Values for writing maintainable and scalable CSS

When working with CSS codebases, we should treat them with the same respect as we do other codebases. Yes, code smells do exist in CSS — in fact, you may have seem them before elsewhere: magic numbers, poor naming conventions, spaghetti code, and good ol' fashion brute-forcing.

Spaghetti code is less joyful. (Hyperbole and a Half)

Now, the truth of the matter is that CSS was never meant for scale, with the cascading behavior itself being a huge impediment. To address some of these issues, there is a veritable alphabet soup of methodologies out there (BEM, OOCSS, SMACSS, Atomic Design, to name a few) which have some worthwhile ideas about how to write saner and more structured CSS.

This post is not about any of those methodologies, or about why CSS sucks. This post is about getting back to basics: things we value in our CSS. These values provide us with a guiding philosophy for what is most important to us, and serve as motivation to adopt new practices or abandon ones that aren’t working. They also help us to better communicate with each other, through both face-to-face conversations and the code we write.

1. We value CSS that is understandable and that can be reasoned about.

It doesn’t take very long for CSS to reach the “ball of mud” stage, especially if you’re relying on a framework, such as Bootstrap or Foundation. It gets increasingly difficult to know why some style rule is being applied or overridden in a specific context, or if it’s even being used at all.

Because it is practically impossible to know at compile time what effects the CSS will produce, we can end up with a lot of dead or duplicate code that everyone is afraid to touch. If we are able to understand why those rules exist, then we will feel more empowered to make changes to them.

2. We value CSS that is modifiable with confidence.

Can we add new things easily? Can we make changes to old code without breaking existing behaviors or producing unintended side effects? This goes hand-in-hand with our ability to reason about our CSS.

Refactoring CSS is inherently a risky business. It is far too easy to override a style rule, and much more difficult to effectively reuse groups of style rules. As a result, the cost of making a change can start to creep upwards the larger our codebase grows.

We ultimately care about writing CSS that will scale as our application scales, so that means using strategies that will mitigate these types of risks, thereby increasing our confidence in the code we write.

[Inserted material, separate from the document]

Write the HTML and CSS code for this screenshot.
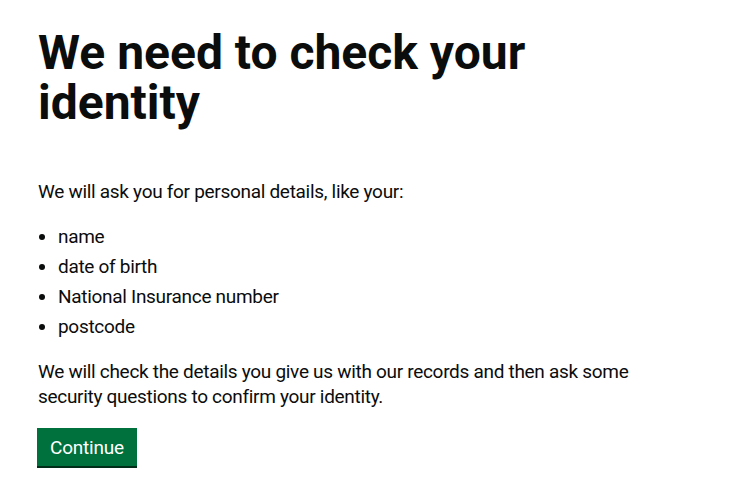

3. We value CSS that is proactive, not reactive.

If we’ve lost the ability to reason about our code, we’re no longer able to modify it confidently, and thus further changes become reactions to the contraints of the existing system. Reactionary code usually increases in specificity, until we finally just throw down !important as our white flag.

In theory, it would certainly make our lives easier if we decide all p elements should be styled exactly the same to reduce duplication in our HTML markup and our CSS. But what happens as soon as we want to introduce a new style for p.foo elements? Since they will inherit our initial styles, we will need to go to the trouble of overriding the rules that are different.

If we have to override a style, it usually means we made some kind of assumption and applied the rule too soon. We value the ability to make proactive decisions about the code we write, rather than reacting defensively to code that already exists and creating unnecessary workarounds.

Closing thoughts

When trying to figure out what practices to implement with your team, it really helps to agree on a set of values and principles you want to follow. This helps to build a sense of collective ownership and discipline around your CSS codebase, and provides a framework for grounding future decisions.